RE: Use of asynchronous receive at kernel level
RE: Use of asynchronous receive at kernel level
- Subject: RE: Use of asynchronous receive at kernel level
- From: Rick Macklem <email@hidden>
- Date: Fri, 16 May 2008 10:31:38 -0400 (EDT)
On Thu, 15 May 2008, Eddy Quicksall wrote:
But there is only one upcall function per socket and there does not seem to
be any way to tell what the upcall is for. Is there something I'm missing?

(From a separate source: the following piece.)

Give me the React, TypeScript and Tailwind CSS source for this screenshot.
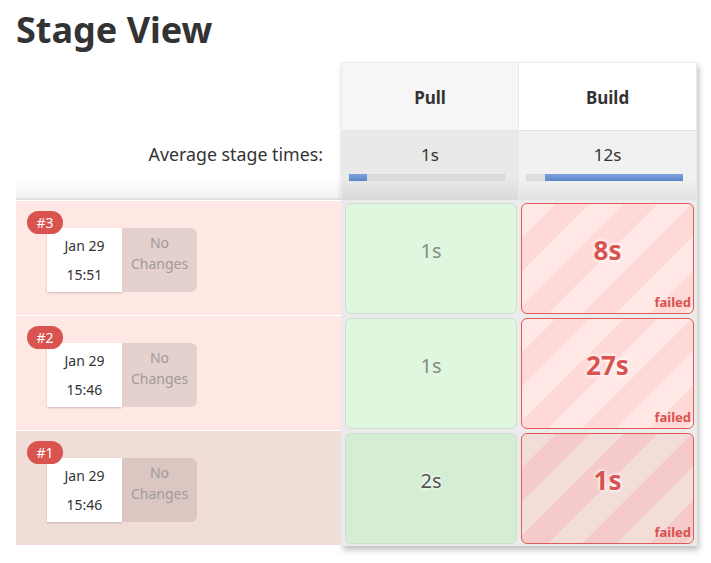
import React from "react";

const font = { fontFamily: '"Noto Sans", "Open Sans", Arial, sans-serif' };

type Row = {
  n: string;
  time: string;
  pull: string;
  build: string;
  dark: boolean;
};

const rows: Row[] = [
  { n: "#3", time: "15:51", pull: "1s", build: "8s", dark: false },
  { n: "#2", time: "15:46", pull: "1s", build: "27s", dark: false },
  { n: "#1", time: "15:46", pull: "2s", build: "1s", dark: true },
];

function LeftRow({ r }: { r: Row }) {
  return (
    <div
      className={`relative h-[115px] border-t border-white ${
        r.dark ? "bg-[#f0ddd8]" : "bg-[#ffe8e4]"
      }`}
    >
      <div className="absolute left-[11px] top-[10px] z-10 h-[23px] w-[36px] rounded-full bg-[#d9534f] text-center text-[14px] leading-[23px] text-white">
        {r.n}
      </div>
      <div className="absolute left-[31px] top-[27px] flex h-[64px]">
        <div className="flex w-[75px] flex-col items-center justify-center gap-[8px] bg-white pb-[1px] text-[14px] leading-[21px] text-[#333] shadow-[0_1px_2px_rgba(0,0,0,0.2)]">
          <div>Jan 29</div>
          <div>{r.time}</div>
        </div>
        <div
          className={`flex w-[75px] flex-col items-center justify-start rounded-r-[6px] pt-[4px] text-center text-[14px] leading-[21px] text-[#a09a99] ${
            r.dark ? "bg-[#dbc6c2]" : "bg-[#e4d0cd]"
          }`}
        >
          <div>No</div>
          <div>Changes</div>
        </div>
      </div>
    </div>
  );
}

function PullCell({ r }: { r: Row }) {
  return (
    <div className="h-[115px] pb-[1px] pl-[3px] pr-[2px] pt-[3px]">
      <div
        className={`flex h-full items-center justify-center rounded-[6px] border border-[#cfdccf] pb-[16px] text-[20px] ${
          r.dark ? "bg-[#d4edd3] text-[#555]" : "bg-[#dff7de] text-[#8a8a8a]"
        }`}
        style={r.dark ? { textShadow: "0 0 4px #fff, 0 0 4px #fff" } : undefined}
      >
        {r.pull}
      </div>
    </div>
  );
}

function BuildCell({ r }: { r: Row }) {
  const bg = r.dark
    ? "repeating-linear-gradient(135deg, #f2ddd8 0px, #f2ddd8 24px, #f4caca 24px, #f4caca 48px)"
    : "repeating-linear-gradient(135deg, #ffe8e5 0px, #ffe8e5 24px, #ffd8d8 24px, #ffd8d8 48px)";
  return (
    <div className="h-[115px] pb-[1px] pl-[2px] pr-[2px] pt-[3px]">
      <div
        className="relative flex h-full items-center justify-center rounded-[6px] border border-[#e15a57] pb-[16px] text-[26px] font-bold text-[#d9534f]"
        style={{ backgroundImage: bg, textShadow: "0 0 4px #fff, 0 0 4px #fff" }}
      >
        {r.build}
        <div
          className="absolute bottom-[3px] right-[2px] text-[13px] font-bold leading-[16px] text-[#d9534f]"
          style={{ textShadow: "none" }}
        >
          failed
        </div>
      </div>
    </div>
  );
}

export default function App() {
  return (
    <div className="min-h-[563px] w-[711px] bg-white pl-[16px] pt-[4px]" style={font}>
      <h1 className="h-[58px] text-[36px] font-bold leading-[52px] text-[#333]">Stage View</h1>
      <div className="flex">
        <div className="w-[325px]">
          <div className="h-[68px]" />
          <div className="flex h-[70px] items-center justify-end border-b-2 border-[#e4dedd] bg-gradient-to-b from-white from-70% to-[#f2f2f2] pb-[20px] pr-[18px] text-[17.8px] text-[#333]">
            Average stage times:
          </div>
          {rows.map((r) => (
            <LeftRow key={r.n} r={r} />
          ))}
        </div>
        <div className="w-[356px] border border-[#e6eaeb] bg-[#ebebeb] shadow-[2px_4px_6px_rgba(0,0,0,0.25)]">
          <div className="flex h-[67px]">
            <div className="flex w-[177px] items-center justify-center border-r border-[#e6eaeb] bg-[#f6f6f6] pt-[2px] text-[17px] font-bold text-[#333]">
              Pull
            </div>
            <div className="flex flex-1 items-center justify-center bg-white pt-[2px] text-[17px] font-bold text-[#333]">
              Build
            </div>
          </div>
          <div className="flex h-[70px] border-t border-[#e2e2e2]">
            <div className="flex w-[177px] flex-col items-center border-r border-[#e6eaeb] bg-gradient-to-b from-[#e9e9e9] from-70% to-[#d9d9d9] pl-[7px] pr-[13px] pt-[13px]">
              <div className="pl-[6px] text-[17px] leading-[22px] text-[#333]">1s</div>
              <div className="mt-[8px] h-[7px] w-full bg-[#dcdcdc] shadow-[inset_0_0_1px_rgba(0,0,0,0.2)]">
                <div className="h-full w-[18px] bg-gradient-to-b from-[#7ea2dc] to-[#5a86c8]" />
              </div>
            </div>
            <div className="flex flex-1 flex-col items-center bg-gradient-to-b from-[#f1f1f1] from-70% to-[#e2e2e2] pl-[7px] pr-[13px] pt-[13px]">
              <div className="pl-[6px] text-[17px] leading-[22px] text-[#333]">12s</div>
              <div className="mt-[8px] h-[7px] w-full bg-[#e0e0e0] shadow-[inset_0_0_1px_rgba(0,0,0,0.2)]">
                <div className="ml-auto h-full w-[138px] bg-gradient-to-b from-[#7ea2dc] to-[#5a86c8]" />
              </div>
            </div>
          </div>
          {rows.map((r) => (
            <div key={r.n} className="flex">
              <div className="w-[177px]">
                <PullCell r={r} />
              </div>
              <div className="flex-1">
                <BuildCell r={r} />
              </div>
            </div>
          ))}
        </div>
      </div>
    </div>
  );
}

The upcall was added to 4.3BSD back in the late 80s (I had more hair then,
but never wore disco boots:-). It was specifically for the nfs server. The
upcall is called whenever data is added to the receive queue for the TCP
socket. If you want to read data off the socket, you have to do a
soreceive() etc. Take a look at the nfs server sources in xnu-1228 to see
how the nfsd uses it. (xnu-1228/bsd/nfs/nfs_socket.c)
I'm not sure about xnu-1228, but in the bad old days the upcall function
couldn't tsleep(), so it basically would try and build up an RPC request
without blocking. If it had to block or once all of an RPC request was
received, it would wake up an nfsd thread to do the work.
And, yes, you can only have one upcall function associated with a TCP
socket, so you'll have to do whatever you want to do in that function, or
wake up other threads in the kernel to do the work.